Qui, au Gouvernement, va décider enfin de cette politique énergétique ? Mme la ministre de l'environnement ou M. le Premier ministre ? La composante verte ou la composante rouge-rose ?
Monsieur le secrétaire d'Etat, le retraitement à lui seul représente environ 10 000 emplois, soit beaucoup plus que Danone et Marks & Spencer ne vont en supprimer. Qui, au Gouvernement, va décider de rassurer ces 10 000 personnes qui en ont assez de voir s'ériger jour après jour une forme de pensée qui, pour être verte, n'en serait pas moins d'abord et avant tout une nouvelle forme de totalitarisme et de sectarisme ? (Très bien ! et vifs applaudissements sur les travées du RPR, des Républicains et Indépendants et de l'Union centriste, ainsi que sur certaines travées du RDSE.)
M. Jean Chérioux. Tout à fait !
M. le président. La parole est à M. le secrétaire d'Etat.
M. Christian Pierret, secrétaire d'Etat à l'industrie. La politique énergétique du pays est une. (Exclamations sur les travées du RPR.) Elle est arbitrée par M. le Premier ministre. Elle a été clairement et nettement définie, au tout début de 1998, c'est-à-dire peu de temps après l'entrée en fonction de l'actuel gouvernement.
Elle est encore plus unitaire que je ne saurais le dire parce que les questions relatives à la sûreté nucléaire, dont je partage la responsabilité avec ma collègue Dominique Voynet,...
M. Henri de Raincourt. Bon courage !
M. Christian Pierret secrétaire d'Etat. ... ne sont pas dissociables des choix d'ensemble de la politique énergétique, qui repose à la fois sur le développement des énergies nouvelles et renouvelables et sur le môle nucléaire comme pôle essentiel de production d'électricité. Vous êtes d'ailleurs, monsieur le sénateur, un trop fin connaisseur de cette problématique pour ignorer que la sûreté nucléaire et la transparence en la matière ne souffrent ni compromis ni compromission. Dès lors que la sûreté et la transparence ne sont pas en cause, les choix industriels des entreprises concernées, comme la COGEMA, sont soutenus par le Gouvernement dans l'intérêt de la France et des Français : création d'emplois, création de richesses sur notre territoire et, surtout, valorisation économique de la formidable recherche technologique menée notamment par le Commissariat à l'énergie atomique.
M. Alain Gournac. Merci de Gaulle !
M. Christian Pierret, secrétaire d'Etat. En ce qui concerne l'usine de La Hague, la volonté des pouvoirs publics est, là aussi, claire. Elle vise à la modernisation du cadre de fonctionnement de l'usine.
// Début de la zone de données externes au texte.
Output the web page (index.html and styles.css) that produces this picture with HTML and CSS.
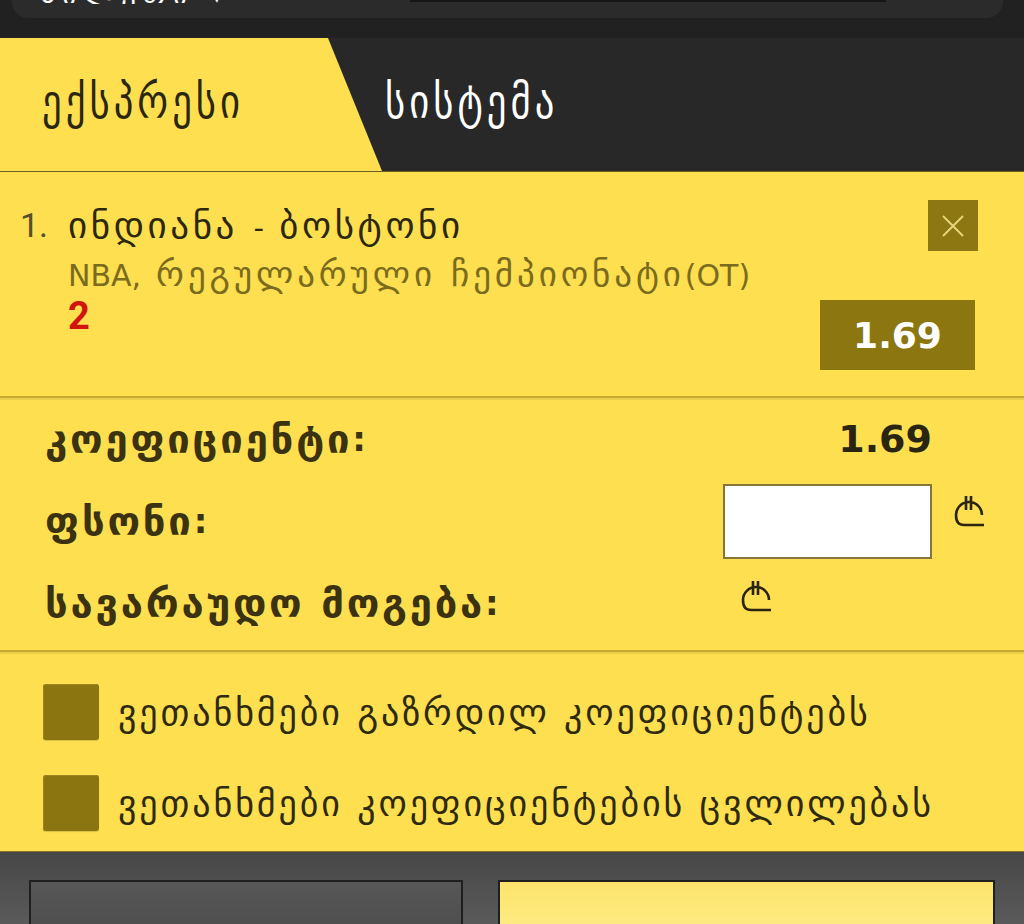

Cela a conduit à la mise à l'enquête, l'an dernier, de nouvelles autorisations, assorties d'une nécessaire réduction des rejets. Cette enquête ayant conclu favorablement, les ministres compétents - dont votre serviteur - doivent désormais se prononcer sur les textes correspondants et les signer.
En ce qui concerne la production de combustible mox à Cadarache, qui est une remarquable installation, nous adopterons la même démarche déterminée, volontaire et responsable (M. Le Grand applaudit), qui consiste à examiner les questions de sûreté et à imaginer les meilleures solutions possibles quant aux conséquences industrielles et sociales que leur mise en oeuvre emporte.
Je vous rassure : il n'y a qu'une politique énergétique, elle est définitivement fixée et elle place, de surcroît, la France parmi les meilleurs pays au monde en matière de gaz à effet de serre. La France est en effet, de tous les pays industriels développés, celui qui émet le moins de gaz à effet de serre. (Applaudissements sur les travées socialistes et sur celles du groupe communiste républicain et citoyen, ainsi que sur de nombreuses travées du RPR, des Républicains et Indépendants, de l'Union centriste et du RDSE.)
MM. Alain Gournac, Philippe François et plusieurs autres sénateurs du RPR. Merci de Gaulle !
M. le président. C'est sur cette belle unanimité que nous en terminons avec les questions d'actualité au Gouvernement.
Nous allons maintenant interrompre nos travaux pendant quelques instants.
La séance est suspendue.
(La séance, suspendue à seize heures, est reprise à seize heures cinq.)